ホルモン剤と肝機能数値の上昇には関係があるのか?
今春、浸潤性乳管がんと診断され、右乳房の温存手術を受けました。抗がん剤治療はせずに放射線治療を受け、ホルモン剤のフェマーラ(一般名レトロゾール)を服用中です。手術を受けた側の右腕の肘や手首が腫れてピリピリと、また右脇もズキンズキンと痛むので、末梢性神経障害の治療薬メチコバール(一般名メコバラミン)を服用しています。最近、体重が5~6キロ増えてしまいました。
(1)5年前、右腕に帯状疱疹ができました。帯状疱疹とがんは関連性がありますか。
(2)先日の健康診断で肝機能検査のGOT値が44に上昇していました。フェマーラを飲むと肝機能の数値は上がるのでしょうか。
(3)胆のうポリープを10年以上持っています。現在7ミリ弱ですが、少しずつ大きくなっています。乳がんの治療により、今後何か影響すると考えられますか。
(4)手術を受けた側の右腕の痛みは心配しなくて大丈夫でしょうか。左側の乳房にもしみるような痛みがあり、不安で胸がいっぱいです。
(熊本県 女性 57歳)
A ホルモン剤とは関係なく、体重増加が原因では
(1)帯状疱疹とがんには直接の関係はなく、帯状疱疹になったことがあるからといって、そのせいでがんになることはありません。

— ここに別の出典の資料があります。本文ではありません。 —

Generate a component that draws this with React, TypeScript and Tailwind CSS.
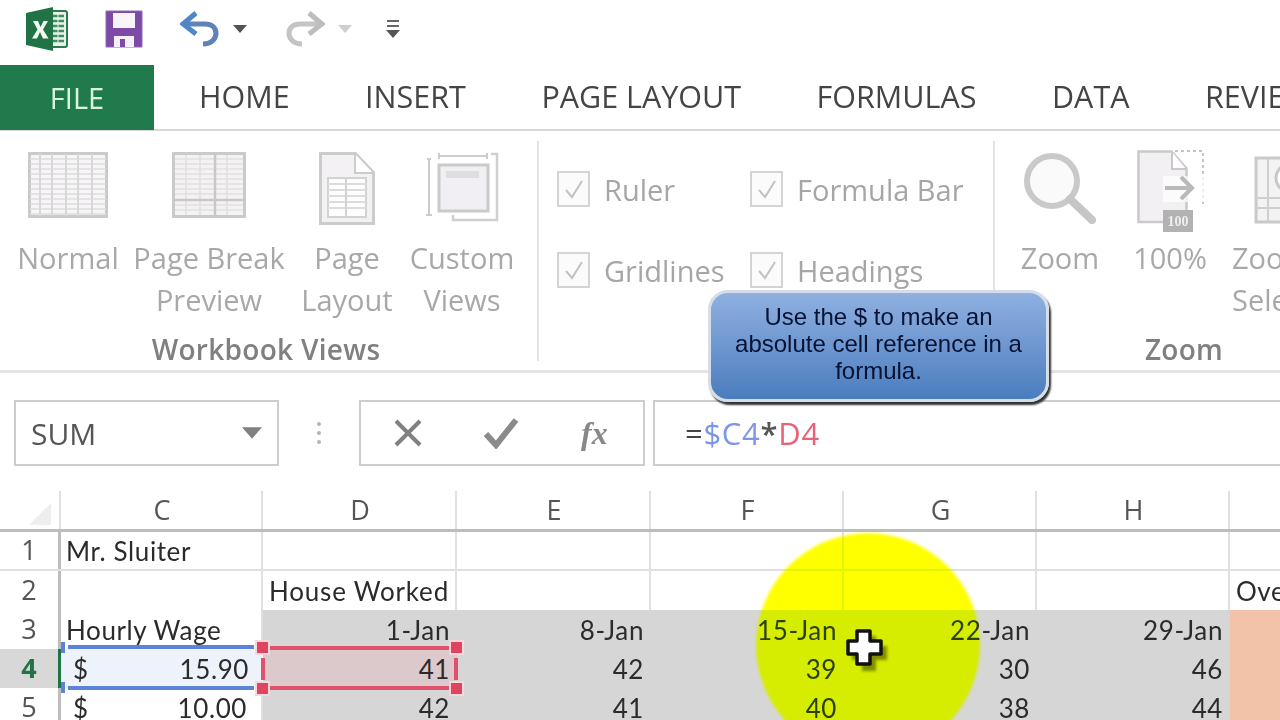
import React from "react";

const ui = "font-['Open_Sans',sans-serif]";
const cellFont = "font-['Lato',sans-serif]";

function ExcelLogo() {
  return (
    <svg width="44" height="44" viewBox="0 0 44 44">
      <rect x="24" y="4" width="18" height="36" rx="2" fill="#e8f2ea" stroke="#2a7a4c" strokeWidth="2" />
      {[9, 14, 19, 24, 29, 34].map((y) => (
        <path key={y} d={`M27 ${y}h12`} stroke="#3f8c60" strokeWidth="2.5" />
      ))}
      <path d="M33 6v32" stroke="#e8f2ea" strokeWidth="1" />
      <path d="M0 6 27 0v44L0 38z" fill="#217346" transform="translate(1 0)" />
      <path d="M8 14h5l2.500 6 3-6h4.500l-5 8.500 5.500 9H18l-3-6.500-3 6.500H7l5.500-9z" fill="#f1f8f3" />
    </svg>
  );
}

function SaveIcon() {
  return (
    <svg width="38" height="38" viewBox="0 0 38 38">
      <path d="M1 1h36v36H1z" fill="#7d4aa6" stroke="#8f68b7" />
      <rect x="8" y="3" width="22" height="15" fill="#f7f4fa" />
      <rect x="9" y="26" width="20" height="11" fill="#f4eff8" />
      <rect x="15" y="29" width="5" height="8" fill="#7d4aa6" />
    </svg>
  );
}

function UndoIcon({ color, arrow }: { color: string; arrow: string }) {
  return (
    <svg width="40" height="36" viewBox="0 0 40 36">
      <path d="M5 13h20c7 0 11 4 11 9.500S31 33 23 33" fill="none" stroke={color} strokeWidth="5" />
      <path d="M16 2 3 13l13 10" fill="none" stroke={arrow} strokeWidth="5" />
    </svg>
  );
}

function Caret({ color = "#555", w = 14, h = 8 }: { color?: string; w?: number; h?: number }) {
  return (
    <svg width={w} height={h} viewBox="0 0 14 8" className="shrink-0">
      <path d="M0 0h14L7 8z" fill={color} />
    </svg>
  );
}

function NormalIcon() {
  const xs = [12, 24, 38, 50, 64];
  const ys = [5, 10, 15, 20, 25, 30, 35, 40, 45, 50, 55, 60];
  return (
    <svg width="80" height="66" viewBox="0 0 80 66">
      <rect x="1.500" y="1.500" width="77" height="63" fill="#f7f5f7" stroke="#cacaca" strokeWidth="3" />
      {ys.map((y) => (
        <path key={y} d={`M2 ${y + 2}h76`} stroke="#dcdcdc" strokeWidth="1.500" />
      ))}
      {xs.map((x) => (
        <path key={x} d={`M${x} 2v62`} stroke="#d8d8d8" strokeWidth="2" />
      ))}
    </svg>
  );
}

function BreakIcon() {
  const ys = [7, 12, 17, 22, 27, 32, 37, 42, 53, 58];
  return (
    <svg width="74" height="66" viewBox="0 0 74 66">
      <rect x="1.500" y="1.500" width="71" height="63" fill="#f5f2f4" stroke="#cacaca" strokeWidth="3" />
      {ys.map((y) => (
        <path key={y} d={`M3 ${y}h68`} stroke="#e2dfe2" strokeWidth="1.500" />
      ))}
      {[14, 28, 55].map((x) => (
        <path key={x} d={`M${x} 3v60`} stroke="#e0e0e0" strokeWidth="1.500" />
      ))}
      <path d="M43 2v62M2 48h70" stroke="#c8c8c8" strokeWidth="2.500" />
    </svg>
  );
}

function PageIcon() {
  return (
    <svg width="56" height="74" viewBox="0 0 56 74">
      <path d="M1.500 1.500h35l18 19v51h-53z" fill="#f3f1f3" stroke="#cccccc" strokeWidth="3" />
      <path d="M36 2v19h18" fill="#fff" stroke="#cccccc" strokeWidth="2" />
      <rect x="9" y="26" width="38" height="39" fill="#fdfdfd" stroke="#d2d2d2" strokeWidth="2" />
      {[32, 38, 44, 50, 56].map((y) => (
        <path key={y} d={`M9 ${y}h38`} stroke="#dcdcdc" strokeWidth="2" />
      ))}
      <path d="M27 26v39" stroke="#d2d2d2" strokeWidth="2" />
    </svg>
  );
}

function CustomIcon() {
  return (
    <svg width="74" height="70" viewBox="0 0 74 70">
      <path d="M14 4h48M14 1v6M62 1v6" stroke="#cccccc" strokeWidth="2" fill="none" />
      <path d="M2 12h4M4 12v56M1 68h6" stroke="#cccccc" strokeWidth="2" fill="none" transform="translate(0 -5)" />
      <path d="M66 2h6v66H28v-5" stroke="#d0d0d0" strokeWidth="2.500" fill="none" />
      <rect x="14" y="13" width="49" height="46" fill="#f1eff4" stroke="#cacaca" strokeWidth="3" />
      <rect x="21" y="19" width="33" height="7" fill="#dedede" />
    </svg>
  );
}

function ZoomGlass() {
  return (
    <svg width="74" height="72" viewBox="0 0 74 72">
      <circle cx="29" cy="29" r="25" fill="#fafafa" stroke="#c9c9c9" strokeWidth="6" />
      <path d="M47 47 69 68" stroke="#c6c6c6" strokeWidth="8" strokeLinecap="round" />
    </svg>
  );
}

function HundredIcon() {
  return (
    <svg className="ml-[4px] -mt-[2px]" width="70" height="82" viewBox="0 0 70 82">
      <path d="M1.500 1.500h33l15 17V72h-48z" fill="#f2f0f3" stroke="#c9c9c9" strokeWidth="2.500" />
      <path d="M35 2v17h14" fill="#fff" stroke="#c9c9c9" strokeWidth="2" />
      <path d="M38 1h28v56" fill="none" stroke="#c4c4c4" strokeWidth="2" strokeDasharray="3 3" />
      <rect x="26" y="26" width="42" height="26" fill="#fff" opacity=".7" />
      <path d="M28 38h26M44 27l11 11-11 11" fill="none" stroke="#b9b9b9" strokeWidth="4" />
      <rect x="26" y="60" width="30" height="22" fill="#b2b2b2" />
      <text x="41" y="76" fontSize="14" fontWeight="700" textAnchor="middle" fill="#eee" fontFamily="Liberation Serif, serif">100</text>
    </svg>
  );
}

function SelectionIcon() {
  return (
    <svg width="40" height="72" viewBox="0 0 40 72">
      <rect x="2" y="6" width="38" height="64" fill="#f3f3f3" stroke="#c9c9c9" strokeWidth="3" />
      <path d="M2 46h38M2 56h38M14 6v64" stroke="#cfcfcf" strokeWidth="2" />
      <circle cx="36" cy="26" r="14" fill="#fff" stroke="#c9c9c9" strokeWidth="3" />
    </svg>
  );
}

function RibbonButton({ w, icon, lines }: { w: string; icon: React.ReactNode; lines: string[] }) {
  return (
    <div className={`${w} flex flex-col items-center shrink-0`}>
      <div className="h-[85px] flex items-start justify-center">{icon}</div>
      {lines.map((l) => (
        <div key={l} className="h-[42px] leading-[42px] text-[29px] text-[#a8a8a8] whitespace-nowrap">
          {l}
        </div>
      ))}
    </div>
  );
}

function Check({ label, w }: { label: string; w: string }) {
  return (
    <div className={`${w} flex items-center gap-[14px] h-[38px] shrink-0`}>
      <div className="w-[33px] h-[36px] border-2 border-[#d4d4d4] bg-[#fbfbfb] flex items-center justify-center shrink-0">
        <svg width="22" height="22" viewBox="0 0 22 22">
          <path d="M3 12l6 7L19 3" fill="none" stroke="#c2c2c2" strokeWidth="2" />
        </svg>
      </div>
      <span className="text-[29px] leading-none text-[#a6a6a6] whitespace-nowrap">{label}</span>
    </div>
  );
}

const columns = [
  { k: "C", w: "w-[202px]" },
  { k: "D", w: "w-[194px]" },
  { k: "E", w: "w-[194px]" },
  { k: "F", w: "w-[193px]" },
  { k: "G", w: "w-[193px]" },
  { k: "H", w: "w-[193px]" },
  { k: "I", w: "w-[60px]" },
];

function Cell({ w, children, right, bg = "", extra = "" }: { w: string; children?: React.ReactNode; right?: boolean; bg?: string; extra?: string }) {
  return (
    <div
      className={`${w} ${bg} ${extra} shrink-0 h-full relative flex items-center px-[6px] pt-[2px] text-[26px] text-[#2b2b2b] whitespace-nowrap ${cellFont} tracking-[0.6px] ${right ? "justify-end" : ""}`}
    >
      {children}
    </div>
  );
}

function RowHead({ n, active }: { n: number; active?: boolean }) {
  return (
    <div
      className={`w-[61px] shrink-0 h-full flex items-center justify-center text-[27px] ${ui} border-r-[3px] ${
        active ? "bg-[#d8d8d8] text-[#217346] font-bold border-[#217346]" : "text-[#555] border-[#bdbdbd]"
      }`}
    >
      <span className="pl-[3px] pr-[3px]">{n}</span>
    </div>
  );
}

function Row({ n, active, cells, plain }: { n: number; active?: boolean; cells: React.ReactNode; plain?: boolean }) {
  return (
    <div className={`flex h-[39px] ${plain ? "border-b-2 border-[#e0e0e0]" : ""}`}>
      <RowHead n={n} active={active} />
      {cells}
    </div>
  );
}

const grayBg = "bg-[#d6d6d6]";
const orange = "bg-[#f2c3a8]";
const vline = "border-r-2 border-[#e0e0e0]";

function Handle({ cls }: { cls: string }) {
  return <span className={`absolute w-[15px] h-[15px] bg-[#e0455f] border-2 border-[#f8d8dc] ${cls}`} />;
}

export default function App() {
  return (
    <div className={`relative w-[1280px] h-[720px] overflow-hidden bg-white ${ui} blur-[0.7px]`}>
      {/* Quick access toolbar */}
      <div className="h-[65px] flex items-center pl-[25px] pb-[7px]">
        <div className="w-[80px] shrink-0"><ExcelLogo /></div>
        <SaveIcon />
        <div className="ml-[37px] flex items-center">
          <UndoIcon color="#5f83b8" arrow="#4f86c6" />
          <div className="ml-[13px]"><Caret /></div>
        </div>
        <div className="ml-[38px] flex items-center">
          <div className="-scale-x-100"><UndoIcon color="#c4c4c4" arrow="#bdbdbd" /></div>
          <div className="ml-[13px]"><Caret color="#cfcfcf" /></div>
        </div>
        <div className="ml-[34px] flex flex-col items-center gap-[3px] w-[14px]">
          <div className="w-[12px] h-[2px] bg-[#666]" />
          <div className="w-[12px] h-[2px] bg-[#666]" />
          <Caret color="#555" w={14} h={8} />
        </div>
      </div>

      {/* Tabs */}
      <div className="h-[66px] flex items-stretch border-b-2 border-[#d8d8d8] text-[30.500px] text-[#444] whitespace-nowrap">
        <div className="w-[154px] h-[65px] bg-[#217a4b] text-[#d8f5dc] flex items-center justify-center shrink-0 text-[29px]">FILE</div>
        <div className="flex items-center pl-[45px] gap-[75.500px]">
          <span>HOME</span>
          <span>INSERT</span>
          <span>PAGE LAYOUT</span>
          <span>FORMULAS</span>
          <span>DATA</span>
          <span>REVIEW</span>
        </div>
      </div>

      {/* Ribbon */}
      <div className="h-[242px] flex border-b-[3px] border-[#e4e4e4] overflow-hidden">
        <div className="w-[537px] shrink-0 flex flex-col pt-[21px] pl-[8px]">
          <div className="flex h-[183px]">
            <RibbonButton w="w-[120px]" icon={<NormalIcon />} lines={["Normal"]} />
            <RibbonButton w="w-[162px]" icon={<BreakIcon />} lines={["Page Break", "Preview"]} />
            <RibbonButton w="w-[114px]" icon={<PageIcon />} lines={["Page", "Layout"]} />
            <RibbonButton w="w-[116px]" icon={<CustomIcon />} lines={["Custom", "Views"]} />
          </div>
          <div className="w-[516px] text-center text-[28px] tracking-[0.3px] font-semibold text-[#808080] leading-none">Workbook Views</div>
        </div>
        <div className="w-[2px] h-[220px] mt-[10px] bg-[#e4e4e4] shrink-0" />
        <div className="w-[454px] shrink-0 pl-[18px] pt-[39px] flex flex-col gap-[43px]">
          <div className="flex">
            <Check label="Ruler" w="w-[193px]" />
            <Check label="Formula Bar" w="w-[240px]" />
          </div>
          <div className="flex">
            <Check label="Gridlines" w="w-[193px]" />
            <Check label="Headings" w="w-[240px]" />
          </div>
        </div>
        <div className="w-[2px] h-[220px] mt-[10px] bg-[#e4e4e4] shrink-0" />
        <div className="flex-1 flex flex-col pt-[21px] pl-[15px] overflow-hidden">
          <div className="flex h-[183px]">
            <RibbonButton w="w-[100px]" icon={<ZoomGlass />} lines={["Zoom"]} />
            <RibbonButton w="w-[120px]" icon={<HundredIcon />} lines={["100%"]} />
            <div className="pl-[2px] flex flex-col whitespace-nowrap">
              <div className="h-[85px] pl-[22px]"><SelectionIcon /></div>
              <div className="h-[42px] leading-[42px] text-[29px] text-[#a8a8a8]">Zoom to</div>
              <div className="h-[42px] leading-[42px] text-[29px] text-[#a8a8a8]">Selection</div>
            </div>
          </div>
          <div className="w-[348px] text-center text-[28px] tracking-[0.3px] font-semibold text-[#808080] leading-none">Zoom</div>
        </div>
      </div>

      {/* Formula bar */}
      <div className="h-[118px] pt-[27px] flex pl-[14px] items-start">
        <div className="w-[265px] h-[66px] border-2 border-[#cdcdcd] flex items-center justify-between pl-[15px] pr-[15px] text-[30px] text-[#555] shrink-0">
          <span>SUM</span>
          <Caret color="#808080" w={20} h={12} />
        </div>
        <div className="w-[80px] h-[66px] flex flex-col items-center justify-center gap-[5px] shrink-0">
          {[0, 1, 2].map((i) => (
            <span key={i} className="w-[4px] h-[4px] rounded-full bg-[#b4b4b4]" />
          ))}
        </div>
        <div className="w-[286px] h-[66px] border-2 border-[#cdcdcd] flex items-center pl-[32px] shrink-0">
          <svg width="30" height="28" viewBox="0 0 30 28"><path d="M3 2l24 24M27 2 3 26" stroke="#808080" strokeWidth="4" /></svg>
          <svg className="ml-[60px]" width="36" height="32" viewBox="0 0 36 32"><path d="M3 17l10 11L33 3" fill="none" stroke="#8a8a8a" strokeWidth="6" /></svg>
          <span className="ml-[62px] font-['Liberation_Serif',serif] italic font-bold text-[32px] text-[#888] leading-none">fx</span>
        </div>
        <div className="ml-[8px] flex-1 h-[66px] border-2 border-r-0 border-[#cdcdcd] flex items-center pl-[30px] text-[31px] tracking-[0.7px] whitespace-nowrap">
          <span className="text-[#444]">=</span>
          <span className="text-[#7d97e6]">$C4</span>
          <span className="text-[#555] font-semibold">*</span>
          <span className="text-[#e8627a]">D4</span>
        </div>
      </div>

      {/* Column headers */}
      <div className="flex h-[41px] border-b-[3px] border-[#bdbdbd] text-[27px] text-[#555]">
        <div className="w-[61px] shrink-0 relative border-r-2 border-[#e0e0e0] flex items-end justify-end pr-[8px] pb-[4px]">
          <svg width="22" height="22" viewBox="0 0 22 22"><path d="M22 0v22H0z" fill="#eeeeee" /></svg>
        </div>
        {columns.map((c) => (
          <div key={c.k} className={`${c.w} shrink-0 flex items-center justify-center pl-[2px] ${vline}`}>
            {c.k === "I" ? "" : c.k}
          </div>
        ))}
      </div>

      {/* Rows */}
      <div className="flex flex-col">
        <Row
          n={1}
          plain
          cells={
            <>
              <Cell w="w-[202px]" extra={vline}><span className="-ml-[1px]">Mr. Sluiter</span></Cell>
              {columns.slice(1).map((c) => <Cell key={c.k} w={c.w} extra={vline} />)}
            </>
          }
        />
        <Row
          n={2}
          cells={
            <>
              <Cell w="w-[202px]" extra={vline} />
              <Cell w="w-[194px]" extra={vline}><span className="tracking-[0.8px]">House Worked</span></Cell>
              {columns.slice(2, 6).map((c) => <Cell key={c.k} w={c.w} extra={vline} />)}
              <Cell w="w-[60px]">Overtime</Cell>
            </>
          }
        />
        <Row
          n={3}
          cells={
            <>
              <Cell w="w-[202px]" extra={vline}><span className="-ml-[1px]">Hourly Wage</span></Cell>
              <Cell w="w-[194px]" bg={grayBg} extra="!pr-[7px]" right>1-Jan</Cell>
              <Cell w="w-[194px]" bg={grayBg} extra="!pr-[7px]" right>8-Jan</Cell>
              <Cell w="w-[193px]" bg={grayBg} extra="!pr-[7px]" right>15-Jan</Cell>
              <Cell w="w-[193px]" bg={grayBg} extra="!pr-[7px]" right>22-Jan</Cell>
              <Cell w="w-[193px]" bg={grayBg} extra="!pr-[7px]" right>29-Jan</Cell>
              <Cell w="w-[60px]" bg={orange} />
            </>
          }
        />
        <Row
          n={4}
          active
          cells={
            <>
              <Cell w="w-[202px]" bg="bg-[#eef2fb]" extra="justify-between !pl-[12px] !pr-[14px]">
                <span>$</span><span>15.90</span>
                <span className="absolute left-[7px] right-[9px] top-[-4px] h-[4px] bg-[#5b83d8]" />
                <span className="absolute left-[7px] right-[9px] bottom-[-2px] h-[4px] bg-[#5b83d8]" />
                <span className="absolute left-0 top-[-7px] w-[4px] h-[11px] bg-[#5b83d8]" />
                <span className="absolute left-0 bottom-[-5px] w-[4px] h-[11px] bg-[#5b83d8]" />
              </Cell>
              <Cell w="w-[194px]" bg="bg-[#dcc9cb]" extra="z-10 !pr-[7px]" right>
                41
                <span className="absolute left-0 right-0 top-[-3px] h-[4px] bg-[#e0526b]" />
                <span className="absolute left-0 right-0 bottom-[-2px] h-[4px] bg-[#e0526b]" />
                <span className="absolute left-[-2px] top-[9px] h-[22px] w-[4px] bg-[#e0526b]" />
                <span className="absolute right-[-1px] top-[9px] h-[22px] w-[4px] bg-[#e0526b]" />
                <Handle cls="left-[-8px] top-[-9px]" />
                <Handle cls="right-[-7px] top-[-9px]" />
                <Handle cls="left-[-8px] bottom-[-8px]" />
                <Handle cls="right-[-7px] bottom-[-8px]" />
              </Cell>
              <Cell w="w-[194px]" bg={grayBg} extra="!pr-[7px]" right>42</Cell>
              <Cell w="w-[193px]" bg={grayBg} extra="!pr-[7px]" right>39</Cell>
              <Cell w="w-[193px]" bg={grayBg} extra="!pr-[7px]" right>30</Cell>
              <Cell w="w-[193px]" bg={grayBg} extra="!pr-[7px]" right>46</Cell>
              <Cell w="w-[60px]" bg={orange} />
            </>
          }
        />
        <Row
          n={5}
          cells={
            <>
              <Cell w="w-[202px]" extra={`justify-between !pl-[12px] !pr-[14px] ${vline}`}>
                <span>$</span><span>10.00</span>
              </Cell>
              <Cell w="w-[194px]" bg={grayBg} extra="!pr-[7px]" right>42</Cell>
              <Cell w="w-[194px]" bg={grayBg} extra="!pr-[7px]" right>41</Cell>
              <Cell w="w-[193px]" bg={grayBg} extra="!pr-[7px]" right>40</Cell>
              <Cell w="w-[193px]" bg={grayBg} extra="!pr-[7px]" right>38</Cell>
              <Cell w="w-[193px]" bg={grayBg} extra="!pr-[7px]" right>44</Cell>
              <Cell w="w-[60px]" bg={orange} />
            </>
          }
        />
      </div>

      {/* Callout */}
      <div className="absolute left-[708px] top-[290px] w-[341px] h-[112px] rounded-[20px] border-[3px] border-[#d4dde8] bg-gradient-to-b from-[#8fb0e0] via-[#6e97d0] to-[#4a7cbc] shadow-[2px_3px_2px_#333] flex items-center justify-center text-center font-['Liberation_Sans',sans-serif] text-[24px] leading-[27px] text-[#061233] px-[16px] pb-[6px]">
        Use the $ to make an absolute cell reference in a formula.
      </div>

      {/* Cursor spotlight */}
      <div className="absolute left-[756px] top-[533px] w-[224px] h-[224px] rounded-full bg-[#ffff00] mix-blend-multiply blur-[1.5px]" />
      <div className="absolute left-[756px] top-[533px] w-[224px] h-[224px] rounded-full bg-[#001600] mix-blend-plus-lighter blur-[1.5px]" />
      <svg className="absolute left-[845px] top-[628px]" width="46" height="46" viewBox="0 0 46 46">
        <path d="M14 5h14v10h11v14H28v11H14V29H4V15h10z" fill="#000" opacity=".4" transform="translate(3 3)" className="blur-[1.5px]" />
        <path d="M12 3h13v10h11v13H25v10H12V26H3V13h9z" fill="#fff" stroke="#111" strokeWidth="3.500" strokeLinejoin="round" />
      </svg>
    </div>
  );
}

(2)GOT44は、ちょっと太った人なら出る数値であり、気にしなくて大丈夫です。5~6キロ体重が増えたとのことなので、軽い脂肪肝になったと考えられます。しかし、お腹に少しお肉がついた程度でしょうから、神経質にならなくてよいでしょう。GOT値が100以上になると肝細胞障害の原因精査が必要と考えられます。
しかし、太ると女性ホルモンが増えて再発の可能性が高まるといわれているので、太らないように気をつけてください。GOTとフェマーラの関連性は全然ないとはいえませんが、体重との関連の可能性のほうが高いでしょう。
(3)胆のうポリープは10年経過観察をしていて7ミリなら、コレステロールポリープである可能性が高いと思われます。乳がんの治療に影響はなく、そのまま様子を見ていてよいでしょう。
(4)手術後に腕が痛むことはよく起こります。しかし、なかなか効果的な薬がありません。メチコバールもそれほど効果は期待できませんが、神経回復を促進する作用があります。左側の乳房の痛みは定期検査でよく診てもらってください。一般には乳がんが乳房痛の原因となることはほとんどなく、あまり心配ないと思われます。